In the ever increasing world of the “Do It Yourself” markets, and trade orientated supply chains, has Woolworth’s bitten off more than they can chew?
Within the traditional Australian market, the main competitor that Woolworth’s had was the Westfarmer’s group. On paper the two look similar in the way they offer their products.
One thing was missing for Woolworth’s. A hardware chain.
Woolworth’s as a group of companies has a great diverse range of product offerings to the market place, that caters for multiple segments . Their portfolio speaks for itself. To compete with Coles, part of Westfarmers, Woolworth’s needed to add a “Big Box” supply chain to compete with their main rival. Bunnings!
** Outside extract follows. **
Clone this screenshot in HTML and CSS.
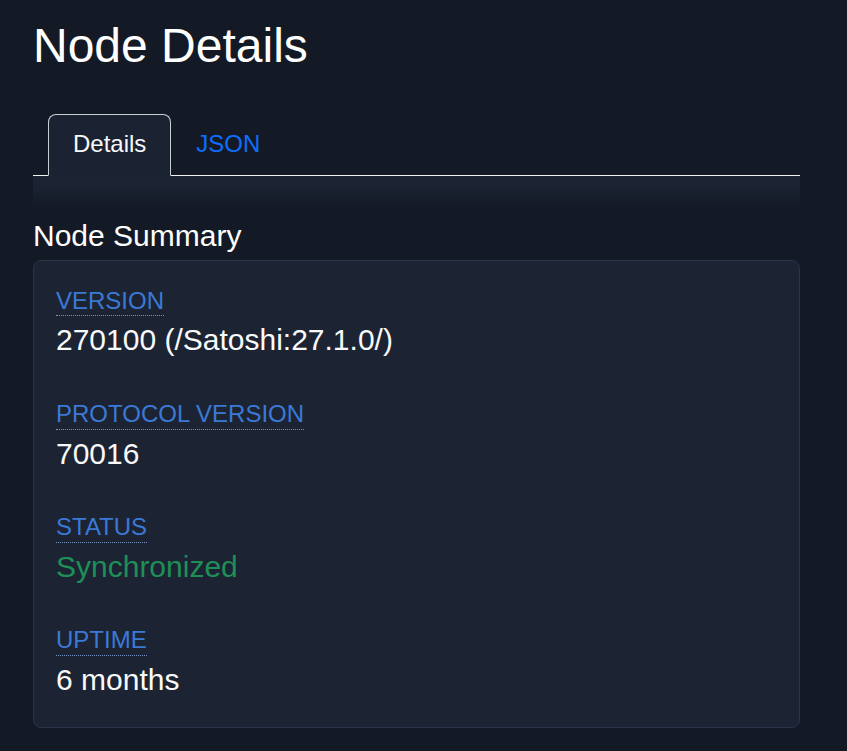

The home improvement market within Australia is worth over $40 billion a year. It’s one of the few retail segments that has been posting consistently strong growth in recent years.
But have they researched how best to capture that market?
They would of looked at the customer. Step 1 of the 5 C’s.
This would incorporate the home owner, the weekend warrior, the plumber, the carpenter, the gardener and maybe the “jack of all” trades?
Woolworth’s partnered up with the second largest hardware chain in the USA. Lowes, who had a 30% stake in the venture.
Lowes store growth from the 1980’s, of 300 stores to 1234 stores across 49 states by late 2007 , shows that this strategy looked like a good fit for Woolworth’s.
From 2011 up until June 2015 the Woolworth’s/Masters stores grew to have 58 stores. Original plans were to open 160 nationally.
They looked to partner with a company that isn’t well known within the Australian market. Did they do themselves justice by partnering up with an unknown entity within the Australian market? Were there better options?
When Woolworth’s released that they were entering the hardware sector, they gave their competitors too much room to re assess ‘their’ current market and realign the research tools needed to counteract the new threat.
What this did do, was allow Westfarmers to look at optimal sites, within the same geographical area of Woolworth’s and create a like for like experience that the Woolworth’s – Masters brand were looking to target.
There was also 5 key points that Masters failed to address when going head to head in a market that they didn’t have traction in.
Even one of the key members of Woolworth’s was quoted as saying –
A retailer can choose quality sites, good value sites, or do it fast — but no one can do all three at once.
Home Improvement managing director Matt Tyson
If Woolworth’s wanted to go head to head with Bunnings, then they needed to match the qualitative aspects that consumers perceived through Bunnings.
Its fair to say that Woolworth’s wanted to be “Jack of all Trades”, but became “Master’s” of none!